--- Start DATA SUPPLIED ---

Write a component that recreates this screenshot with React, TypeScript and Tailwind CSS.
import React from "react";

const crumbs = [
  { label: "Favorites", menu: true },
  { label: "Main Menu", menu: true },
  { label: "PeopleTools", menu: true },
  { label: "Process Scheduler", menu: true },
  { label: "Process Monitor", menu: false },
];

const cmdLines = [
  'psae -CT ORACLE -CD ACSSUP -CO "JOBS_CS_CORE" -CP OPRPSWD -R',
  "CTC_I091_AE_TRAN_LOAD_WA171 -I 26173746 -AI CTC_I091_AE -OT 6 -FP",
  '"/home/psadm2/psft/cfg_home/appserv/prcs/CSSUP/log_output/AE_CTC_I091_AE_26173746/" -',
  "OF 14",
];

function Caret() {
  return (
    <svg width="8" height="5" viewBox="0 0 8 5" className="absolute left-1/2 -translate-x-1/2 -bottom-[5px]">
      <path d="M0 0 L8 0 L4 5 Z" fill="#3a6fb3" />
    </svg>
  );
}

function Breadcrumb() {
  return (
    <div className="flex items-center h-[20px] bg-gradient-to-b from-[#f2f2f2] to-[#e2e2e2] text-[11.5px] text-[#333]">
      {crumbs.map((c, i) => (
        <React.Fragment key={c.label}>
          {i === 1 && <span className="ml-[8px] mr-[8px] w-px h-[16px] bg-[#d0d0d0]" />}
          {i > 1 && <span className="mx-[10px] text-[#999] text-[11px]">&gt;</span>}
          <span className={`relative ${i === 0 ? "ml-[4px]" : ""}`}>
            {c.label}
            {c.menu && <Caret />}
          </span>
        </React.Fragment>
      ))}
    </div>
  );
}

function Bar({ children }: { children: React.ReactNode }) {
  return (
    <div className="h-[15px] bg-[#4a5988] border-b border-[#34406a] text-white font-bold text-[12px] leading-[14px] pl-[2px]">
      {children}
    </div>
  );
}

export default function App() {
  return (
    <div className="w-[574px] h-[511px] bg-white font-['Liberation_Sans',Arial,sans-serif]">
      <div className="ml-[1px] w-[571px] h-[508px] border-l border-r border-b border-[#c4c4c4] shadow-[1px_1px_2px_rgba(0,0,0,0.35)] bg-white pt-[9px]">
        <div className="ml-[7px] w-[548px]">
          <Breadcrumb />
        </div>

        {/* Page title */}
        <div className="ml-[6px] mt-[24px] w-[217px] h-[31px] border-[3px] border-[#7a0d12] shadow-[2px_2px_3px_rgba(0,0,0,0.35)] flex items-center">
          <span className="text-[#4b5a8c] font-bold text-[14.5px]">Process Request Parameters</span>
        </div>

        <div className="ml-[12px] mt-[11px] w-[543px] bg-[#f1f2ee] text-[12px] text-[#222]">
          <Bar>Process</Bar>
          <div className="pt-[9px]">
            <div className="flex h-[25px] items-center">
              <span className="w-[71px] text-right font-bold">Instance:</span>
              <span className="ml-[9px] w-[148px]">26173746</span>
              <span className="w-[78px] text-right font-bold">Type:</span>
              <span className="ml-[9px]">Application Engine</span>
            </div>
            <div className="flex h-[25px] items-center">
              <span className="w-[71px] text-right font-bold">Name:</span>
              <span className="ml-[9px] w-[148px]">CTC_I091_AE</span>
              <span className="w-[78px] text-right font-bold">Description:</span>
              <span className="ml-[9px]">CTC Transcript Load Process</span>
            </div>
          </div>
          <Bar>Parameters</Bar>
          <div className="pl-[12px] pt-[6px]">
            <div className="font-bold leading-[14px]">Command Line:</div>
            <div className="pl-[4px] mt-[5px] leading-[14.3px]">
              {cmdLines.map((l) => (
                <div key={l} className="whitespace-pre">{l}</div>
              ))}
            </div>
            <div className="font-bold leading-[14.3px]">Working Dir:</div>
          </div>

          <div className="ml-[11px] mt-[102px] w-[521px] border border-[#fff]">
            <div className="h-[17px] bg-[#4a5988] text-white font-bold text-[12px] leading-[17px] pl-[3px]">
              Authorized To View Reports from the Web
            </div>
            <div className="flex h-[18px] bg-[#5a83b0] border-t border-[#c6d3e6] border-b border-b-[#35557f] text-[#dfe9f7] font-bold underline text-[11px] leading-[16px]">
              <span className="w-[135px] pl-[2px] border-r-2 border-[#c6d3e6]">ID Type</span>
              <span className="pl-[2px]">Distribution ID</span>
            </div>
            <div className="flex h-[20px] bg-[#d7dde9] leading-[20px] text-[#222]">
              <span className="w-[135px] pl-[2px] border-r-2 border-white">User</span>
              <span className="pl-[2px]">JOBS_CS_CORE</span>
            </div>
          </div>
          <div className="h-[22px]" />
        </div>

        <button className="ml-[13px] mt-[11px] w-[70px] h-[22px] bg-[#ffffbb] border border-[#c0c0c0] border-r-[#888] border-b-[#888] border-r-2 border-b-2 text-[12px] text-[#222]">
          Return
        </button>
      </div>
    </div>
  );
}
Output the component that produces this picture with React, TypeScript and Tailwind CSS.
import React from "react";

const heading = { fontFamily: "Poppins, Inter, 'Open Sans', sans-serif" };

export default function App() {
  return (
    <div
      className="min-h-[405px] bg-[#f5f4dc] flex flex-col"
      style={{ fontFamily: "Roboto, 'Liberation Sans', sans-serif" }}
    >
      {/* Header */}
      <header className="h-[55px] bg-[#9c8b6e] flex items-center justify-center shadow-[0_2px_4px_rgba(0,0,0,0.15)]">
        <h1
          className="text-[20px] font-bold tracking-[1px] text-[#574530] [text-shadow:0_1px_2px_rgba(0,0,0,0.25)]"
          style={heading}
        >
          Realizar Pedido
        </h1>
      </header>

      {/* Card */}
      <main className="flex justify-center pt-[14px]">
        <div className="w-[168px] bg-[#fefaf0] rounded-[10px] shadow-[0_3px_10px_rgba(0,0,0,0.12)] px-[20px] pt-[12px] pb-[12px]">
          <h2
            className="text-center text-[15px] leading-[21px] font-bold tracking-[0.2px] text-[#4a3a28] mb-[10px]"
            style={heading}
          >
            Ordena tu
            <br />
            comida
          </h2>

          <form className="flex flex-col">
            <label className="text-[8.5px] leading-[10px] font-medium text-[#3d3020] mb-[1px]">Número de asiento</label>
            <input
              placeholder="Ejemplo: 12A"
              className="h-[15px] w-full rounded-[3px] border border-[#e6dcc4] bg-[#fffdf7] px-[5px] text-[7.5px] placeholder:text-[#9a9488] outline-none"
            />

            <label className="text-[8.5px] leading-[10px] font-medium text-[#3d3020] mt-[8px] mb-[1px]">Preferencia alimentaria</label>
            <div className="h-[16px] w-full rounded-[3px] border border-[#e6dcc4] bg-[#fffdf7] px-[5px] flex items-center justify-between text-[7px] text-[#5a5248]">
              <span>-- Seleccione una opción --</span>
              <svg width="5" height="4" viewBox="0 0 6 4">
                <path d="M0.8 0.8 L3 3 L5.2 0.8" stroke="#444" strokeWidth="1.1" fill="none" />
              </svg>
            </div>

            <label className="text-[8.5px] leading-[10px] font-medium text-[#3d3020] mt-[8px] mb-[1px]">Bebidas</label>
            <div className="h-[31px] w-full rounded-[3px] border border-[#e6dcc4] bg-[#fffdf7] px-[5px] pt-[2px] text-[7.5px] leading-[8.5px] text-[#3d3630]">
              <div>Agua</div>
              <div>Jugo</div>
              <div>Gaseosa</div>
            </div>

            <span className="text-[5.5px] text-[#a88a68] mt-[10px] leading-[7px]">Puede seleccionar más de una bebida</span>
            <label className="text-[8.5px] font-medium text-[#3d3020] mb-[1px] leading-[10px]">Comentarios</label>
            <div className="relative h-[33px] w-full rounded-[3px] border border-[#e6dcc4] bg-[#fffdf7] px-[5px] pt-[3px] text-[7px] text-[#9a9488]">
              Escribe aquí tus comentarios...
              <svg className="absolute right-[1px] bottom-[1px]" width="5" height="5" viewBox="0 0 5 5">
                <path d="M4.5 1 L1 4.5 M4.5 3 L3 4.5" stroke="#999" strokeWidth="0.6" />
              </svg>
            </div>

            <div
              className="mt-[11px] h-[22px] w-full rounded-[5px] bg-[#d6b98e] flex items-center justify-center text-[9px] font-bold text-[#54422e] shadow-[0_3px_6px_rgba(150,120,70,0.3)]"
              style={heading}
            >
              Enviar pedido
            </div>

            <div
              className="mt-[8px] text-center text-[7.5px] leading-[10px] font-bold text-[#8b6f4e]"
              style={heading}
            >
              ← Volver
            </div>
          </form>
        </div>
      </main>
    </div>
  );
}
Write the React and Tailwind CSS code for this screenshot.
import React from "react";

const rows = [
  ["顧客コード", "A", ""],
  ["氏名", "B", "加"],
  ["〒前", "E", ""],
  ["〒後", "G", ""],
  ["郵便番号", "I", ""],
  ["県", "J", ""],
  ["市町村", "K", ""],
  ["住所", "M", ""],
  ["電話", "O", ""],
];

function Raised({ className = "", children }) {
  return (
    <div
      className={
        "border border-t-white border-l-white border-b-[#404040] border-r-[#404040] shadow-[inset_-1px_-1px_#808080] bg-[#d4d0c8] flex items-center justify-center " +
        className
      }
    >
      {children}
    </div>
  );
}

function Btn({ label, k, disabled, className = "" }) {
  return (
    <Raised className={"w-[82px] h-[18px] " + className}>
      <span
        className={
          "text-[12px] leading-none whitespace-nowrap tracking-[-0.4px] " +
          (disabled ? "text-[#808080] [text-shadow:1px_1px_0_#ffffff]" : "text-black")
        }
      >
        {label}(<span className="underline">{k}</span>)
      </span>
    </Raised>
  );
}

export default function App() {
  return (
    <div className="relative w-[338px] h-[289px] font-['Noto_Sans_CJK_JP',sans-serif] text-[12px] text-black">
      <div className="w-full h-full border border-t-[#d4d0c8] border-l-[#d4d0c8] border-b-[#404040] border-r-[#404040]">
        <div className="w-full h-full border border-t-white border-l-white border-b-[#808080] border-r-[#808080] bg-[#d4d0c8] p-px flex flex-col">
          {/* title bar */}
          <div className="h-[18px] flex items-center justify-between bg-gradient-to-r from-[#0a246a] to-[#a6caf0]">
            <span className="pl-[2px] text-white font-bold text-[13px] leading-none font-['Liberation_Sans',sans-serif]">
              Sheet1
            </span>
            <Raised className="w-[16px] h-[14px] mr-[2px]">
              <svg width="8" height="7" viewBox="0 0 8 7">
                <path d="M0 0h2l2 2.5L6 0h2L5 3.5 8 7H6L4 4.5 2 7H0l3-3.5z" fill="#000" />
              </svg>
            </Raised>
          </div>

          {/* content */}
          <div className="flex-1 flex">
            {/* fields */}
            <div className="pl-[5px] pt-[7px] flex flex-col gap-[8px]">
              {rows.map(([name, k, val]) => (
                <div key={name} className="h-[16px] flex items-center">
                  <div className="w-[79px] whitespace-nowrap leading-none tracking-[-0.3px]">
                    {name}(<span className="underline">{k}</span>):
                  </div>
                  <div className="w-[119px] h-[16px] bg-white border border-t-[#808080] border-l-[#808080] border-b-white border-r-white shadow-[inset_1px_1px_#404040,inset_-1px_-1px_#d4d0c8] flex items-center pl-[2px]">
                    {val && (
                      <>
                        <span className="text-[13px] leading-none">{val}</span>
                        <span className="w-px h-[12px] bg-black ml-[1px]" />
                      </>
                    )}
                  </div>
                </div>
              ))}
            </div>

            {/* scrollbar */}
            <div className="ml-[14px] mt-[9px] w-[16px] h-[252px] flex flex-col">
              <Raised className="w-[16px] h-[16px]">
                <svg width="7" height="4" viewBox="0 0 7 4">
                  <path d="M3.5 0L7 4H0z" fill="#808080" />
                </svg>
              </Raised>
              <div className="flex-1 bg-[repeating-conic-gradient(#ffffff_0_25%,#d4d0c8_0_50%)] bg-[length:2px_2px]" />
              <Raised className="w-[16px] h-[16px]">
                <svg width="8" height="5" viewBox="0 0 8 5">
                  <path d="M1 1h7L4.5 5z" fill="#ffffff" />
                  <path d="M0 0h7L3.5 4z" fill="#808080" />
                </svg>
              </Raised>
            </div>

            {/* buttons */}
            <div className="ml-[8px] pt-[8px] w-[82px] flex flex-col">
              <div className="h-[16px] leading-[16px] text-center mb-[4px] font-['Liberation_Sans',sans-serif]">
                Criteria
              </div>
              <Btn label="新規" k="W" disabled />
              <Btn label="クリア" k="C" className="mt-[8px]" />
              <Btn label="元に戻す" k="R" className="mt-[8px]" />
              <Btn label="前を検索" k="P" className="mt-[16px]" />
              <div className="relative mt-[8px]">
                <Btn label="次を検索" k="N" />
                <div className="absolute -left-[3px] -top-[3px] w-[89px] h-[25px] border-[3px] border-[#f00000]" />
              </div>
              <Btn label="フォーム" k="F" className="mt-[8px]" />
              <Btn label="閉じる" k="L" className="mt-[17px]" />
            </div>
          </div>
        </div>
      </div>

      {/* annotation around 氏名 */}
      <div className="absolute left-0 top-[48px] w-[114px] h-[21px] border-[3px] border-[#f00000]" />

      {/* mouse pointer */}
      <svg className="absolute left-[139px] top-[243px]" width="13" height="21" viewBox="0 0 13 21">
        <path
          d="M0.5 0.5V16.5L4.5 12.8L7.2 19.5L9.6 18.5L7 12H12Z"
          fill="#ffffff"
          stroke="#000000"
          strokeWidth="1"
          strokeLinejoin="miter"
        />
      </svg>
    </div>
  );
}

--- End DATA SUPPLIED ---

== PROBLEM REQUIREMENTS ==
How many of these lines contain "TypeScript"? Write only the number.

== FULL OUTPUT ==
2